[BEGIN DATA]

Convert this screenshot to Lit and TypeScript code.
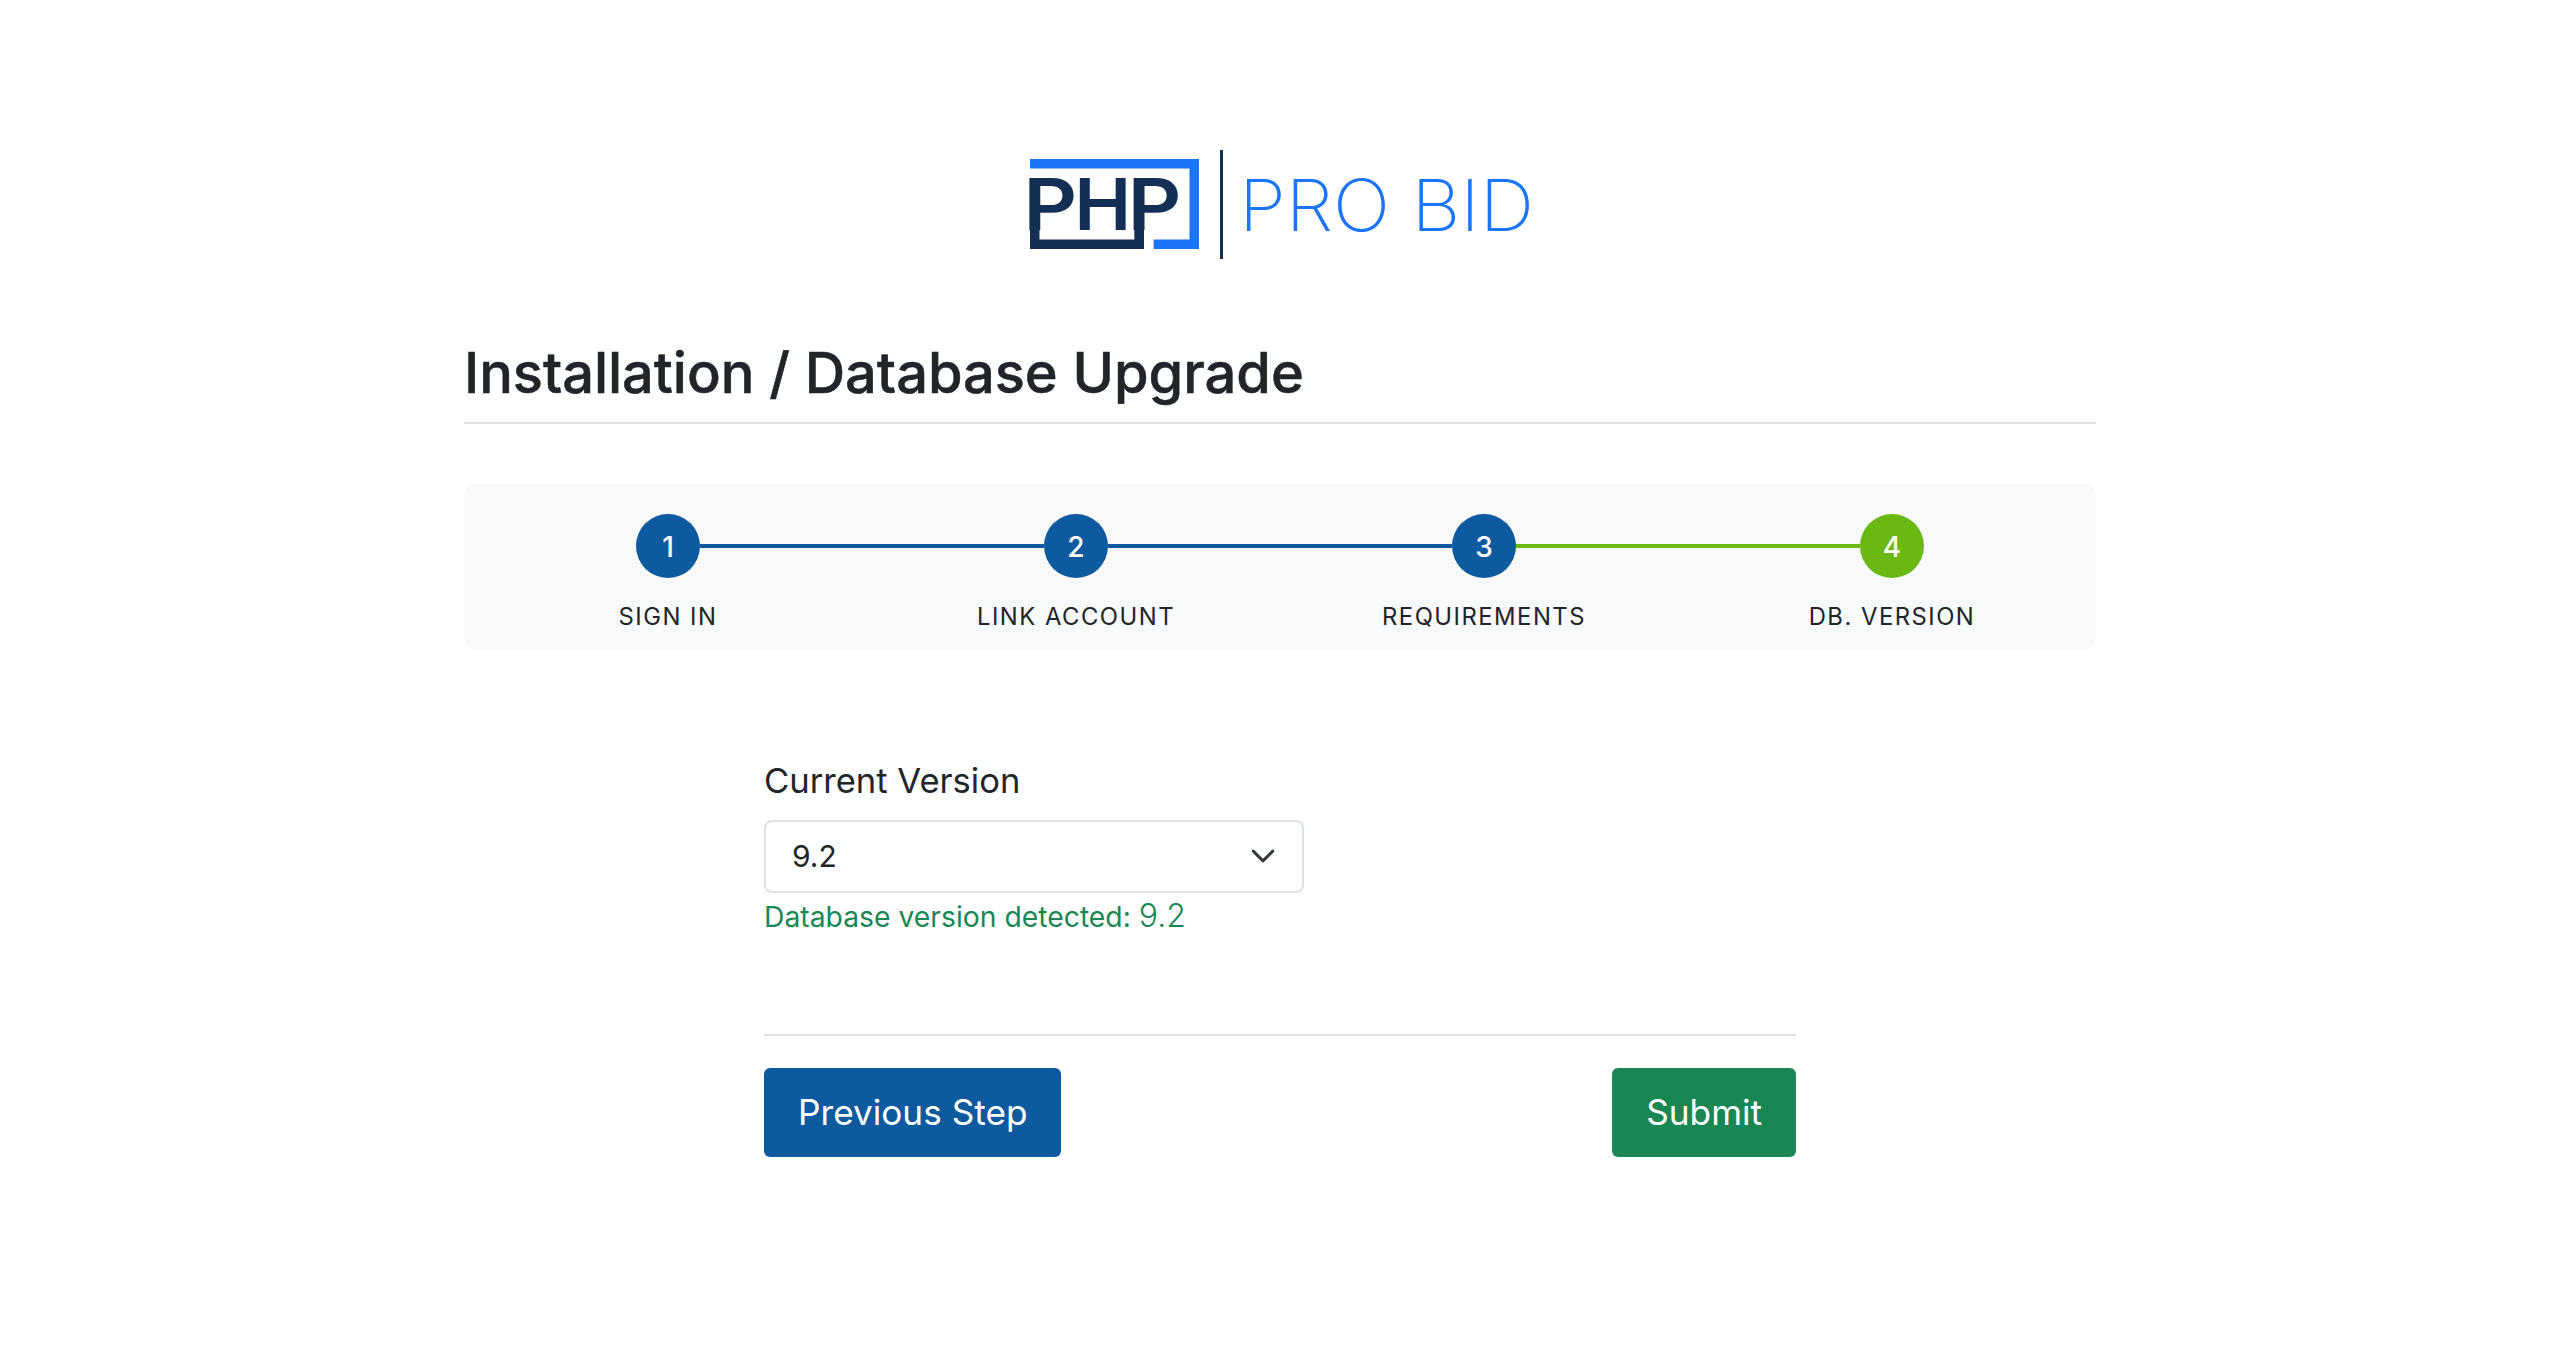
import { LitElement, html, css } from "lit";
import { customElement } from "lit/decorators.js";

const steps = [
  { n: "1", label: "SIGN IN", l: "", r: "blue", c: "blue" },
  { n: "2", label: "LINK ACCOUNT", l: "blue", r: "blue", c: "blue" },
  { n: "3", label: "REQUIREMENTS", l: "blue", r: "green", c: "blue" },
  { n: "4", label: "DB. VERSION", l: "green", r: "", c: "green" },
];

@customElement("app-root")
export class AppRoot extends LitElement {
  static styles = css`
    :host {
      display: block;
      height: 1370px;
      background: #fff;
      color: #212529;
      font-family: Inter, "Liberation Sans", sans-serif;
    }
    .page { width: 1632px; margin: 0 auto; padding-top: 150px; }
    .logo { display: block; width: 530px; height: 110px; margin: 0 auto; }
    .logo .php { font-family: Inter, sans-serif; font-weight: 600; font-size: 72px; fill: #132f56; }
    .logo .pro { font-family: Inter, sans-serif; font-weight: 200; font-size: 72px; fill: #1a75f8; }
    .title-wrap { margin-top: 80px; padding-bottom: 15px; border-bottom: 2px solid #dee2e6; }
    h1 { margin: 0; font-size: 56px; line-height: 67px; font-weight: 500; letter-spacing: -0.05px; -webkit-text-stroke: 0.5px #212529; }
    .panel {
      margin-top: 60px; height: 165px; box-sizing: border-box; padding-top: 30px;
      background: #f8f9fa; border-radius: 12px;
      display: grid; grid-template-columns: repeat(4, 1fr);
    }
    .step { display: flex; flex-direction: column; align-items: stretch; }
    .track { display: flex; align-items: center; }
    .seg { flex: 1; height: 4px; }
    .seg.blue { background: #0d5a9e; }
    .seg.green { background: #6cb812; }
    .dot {
      width: 64px; height: 64px; box-sizing: border-box; padding-top: 2px; border-radius: 50%; color: #fff;
      display: flex; align-items: center; justify-content: center;
      font-size: 28px; font-weight: 500;
    }
    .dot.blue { background: #0d5a9e; }
    .dot.green { background: #6cb812; }
    .label { margin-top: 24px; text-align: center; font-size: 23.8px; line-height: 30px; letter-spacing: 1.5px; }
    .form { width: 1032px; margin: 105px auto 0; }
    .field-label { font-size: 34.6px; line-height: 52.5px; }
    .select {
      margin-top: 13px; width: 540px; height: 73px; box-sizing: border-box;
      border: 2.5px solid #dee2e6; border-radius: 8px; background: #fff;
      display: flex; align-items: center; justify-content: space-between;
      padding: 0 26.5px 0 26px; font-size: 30px;
    }
    .select svg { width: 26px; height: 26px; display: block; }
    .help { margin-top: 2px; font-size: 28.3px; line-height: 42px; color: #198754; }
    .help .ver { font-size: 32px; font-weight: 300; }
    .actions {
      margin-top: 96px; border-top: 2px solid #dee2e6; padding-top: 32px;
      display: flex; justify-content: space-between;
    }
    .btn {
      height: 89px; padding: 0 34px; border: 0; border-radius: 6px; color: #fff;
      font: 400 35.2px Inter, sans-serif; display: flex; align-items: center;
    }
    .btn.prev { background: #0d5a9e; }
    .btn.submit { background: #198754; }
  `;

  render() {
    return html`
      <div class="page">
        <svg class="logo" viewBox="-10 0 530 110" aria-label="PHP PRO BID logo">
          <path d="M5 9H174V99H128.6V89.5H164.5V18.5H5Z" fill="#1a75f8"/>
          <path d="M5 28H14.5V89.5H109.3V28H119V99H5Z" fill="#132f56"/>
          <text class="php" x="-1.8" y="80" textLength="54" lengthAdjust="spacingAndGlyphs">P</text>
          <text class="php" x="49.2" y="80" textLength="57" lengthAdjust="spacingAndGlyphs">H</text>
          <text class="php" x="102.5" y="80" textLength="54" lengthAdjust="spacingAndGlyphs">P</text>
          <rect x="195" y="0" width="3" height="109" fill="#132f56"/>
          <text class="pro" x="214" y="81" textLength="295" lengthAdjust="spacingAndGlyphs">PRO BID</text>
        </svg>
        <div class="title-wrap"><h1>Installation / Database Upgrade</h1></div>
        <div class="panel">
          ${steps.map(
            (s) => html`
              <div class="step">
                <div class="track">
                  <div class="seg ${s.l}"></div>
                  <div class="dot ${s.c}">${s.n}</div>
                  <div class="seg ${s.r}"></div>
                </div>
                <div class="label">${s.label}</div>
              </div>
            `
          )}
        </div>
        <div class="form">
          <div class="field-label">Current Version</div>
          <div class="select" role="combobox" aria-expanded="false">
            <span>9.2</span>
            <svg viewBox="0 0 16 16"><path d="M2 5l6 6 6-6" fill="none" stroke="#343a40" stroke-width="1.8" stroke-linecap="round" stroke-linejoin="round"/></svg>
          </div>
          <div class="help">Database version detected: <span class="ver">9.2</span></div>
          <div class="actions">
            <button class="btn prev">Previous Step</button>
            <button class="btn submit">Submit</button>
          </div>
        </div>
      </div>
    `;
  }
}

[END DATA]

- [WHAT NEEDS TO BE DONE]
Images in the data above are to be skipped. Retype all other material exactly.

- [EXPECTED OUTPUT]
Convert this screenshot to Lit and TypeScript code.
import { LitElement, html, css } from "lit";
import { customElement } from "lit/decorators.js";

const steps = [
  { n: "1", label: "SIGN IN", l: "", r: "blue", c: "blue" },
  { n: "2", label: "LINK ACCOUNT", l: "blue", r: "blue", c: "blue" },
  { n: "3", label: "REQUIREMENTS", l: "blue", r: "green", c: "blue" },
  { n: "4", label: "DB. VERSION", l: "green", r: "", c: "green" },
];

@customElement("app-root")
export class AppRoot extends LitElement {
  static styles = css`
    :host {
      display: block;
      height: 1370px;
      background: #fff;
      color: #212529;
      font-family: Inter, "Liberation Sans", sans-serif;
    }
    .page { width: 1632px; margin: 0 auto; padding-top: 150px; }
    .logo { display: block; width: 530px; height: 110px; margin: 0 auto; }
    .logo .php { font-family: Inter, sans-serif; font-weight: 600; font-size: 72px; fill: #132f56; }
    .logo .pro { font-family: Inter, sans-serif; font-weight: 200; font-size: 72px; fill: #1a75f8; }
    .title-wrap { margin-top: 80px; padding-bottom: 15px; border-bottom: 2px solid #dee2e6; }
    h1 { margin: 0; font-size: 56px; line-height: 67px; font-weight: 500; letter-spacing: -0.05px; -webkit-text-stroke: 0.5px #212529; }
    .panel {
      margin-top: 60px; height: 165px; box-sizing: border-box; padding-top: 30px;
      background: #f8f9fa; border-radius: 12px;
      display: grid; grid-template-columns: repeat(4, 1fr);
    }
    .step { display: flex; flex-direction: column; align-items: stretch; }
    .track { display: flex; align-items: center; }
    .seg { flex: 1; height: 4px; }
    .seg.blue { background: #0d5a9e; }
    .seg.green { background: #6cb812; }
    .dot {
      width: 64px; height: 64px; box-sizing: border-box; padding-top: 2px; border-radius: 50%; color: #fff;
      display: flex; align-items: center; justify-content: center;
      font-size: 28px; font-weight: 500;
    }
    .dot.blue { background: #0d5a9e; }
    .dot.green { background: #6cb812; }
    .label { margin-top: 24px; text-align: center; font-size: 23.8px; line-height: 30px; letter-spacing: 1.5px; }
    .form { width: 1032px; margin: 105px auto 0; }
    .field-label { font-size: 34.6px; line-height: 52.5px; }
    .select {
      margin-top: 13px; width: 540px; height: 73px; box-sizing: border-box;
      border: 2.5px solid #dee2e6; border-radius: 8px; background: #fff;
      display: flex; align-items: center; justify-content: space-between;
      padding: 0 26.5px 0 26px; font-size: 30px;
    }
    .select svg { width: 26px; height: 26px; display: block; }
    .help { margin-top: 2px; font-size: 28.3px; line-height: 42px; color: #198754; }
    .help .ver { font-size: 32px; font-weight: 300; }
    .actions {
      margin-top: 96px; border-top: 2px solid #dee2e6; padding-top: 32px;
      display: flex; justify-content: space-between;
    }
    .btn {
      height: 89px; padding: 0 34px; border: 0; border-radius: 6px; color: #fff;
      font: 400 35.2px Inter, sans-serif; display: flex; align-items: center;
    }
    .btn.prev { background: #0d5a9e; }
    .btn.submit { background: #198754; }
  `;

  render() {
    return html`
      <div class="page">
        <svg class="logo" viewBox="-10 0 530 110" aria-label="PHP PRO BID logo">
          <path d="M5 9H174V99H128.6V89.5H164.5V18.5H5Z" fill="#1a75f8"/>
          <path d="M5 28H14.5V89.5H109.3V28H119V99H5Z" fill="#132f56"/>
          <text class="php" x="-1.8" y="80" textLength="54" lengthAdjust="spacingAndGlyphs">P</text>
          <text class="php" x="49.2" y="80" textLength="57" lengthAdjust="spacingAndGlyphs">H</text>
          <text class="php" x="102.5" y="80" textLength="54" lengthAdjust="spacingAndGlyphs">P</text>
          <rect x="195" y="0" width="3" height="109" fill="#132f56"/>
          <text class="pro" x="214" y="81" textLength="295" lengthAdjust="spacingAndGlyphs">PRO BID</text>
        </svg>
        <div class="title-wrap"><h1>Installation / Database Upgrade</h1></div>
        <div class="panel">
          ${steps.map(
            (s) => html`
              <div class="step">
                <div class="track">
                  <div class="seg ${s.l}"></div>
                  <div class="dot ${s.c}">${s.n}</div>
                  <div class="seg ${s.r}"></div>
                </div>
                <div class="label">${s.label}</div>
              </div>
            `
          )}
        </div>
        <div class="form">
          <div class="field-label">Current Version</div>
          <div class="select" role="combobox" aria-expanded="false">
            <span>9.2</span>
            <svg viewBox="0 0 16 16"><path d="M2 5l6 6 6-6" fill="none" stroke="#343a40" stroke-width="1.8" stroke-linecap="round" stroke-linejoin="round"/></svg>
          </div>
          <div class="help">Database version detected: <span class="ver">9.2</span></div>
          <div class="actions">
            <button class="btn prev">Previous Step</button>
            <button class="btn submit">Submit</button>
          </div>
        </div>
      </div>
    `;
  }
}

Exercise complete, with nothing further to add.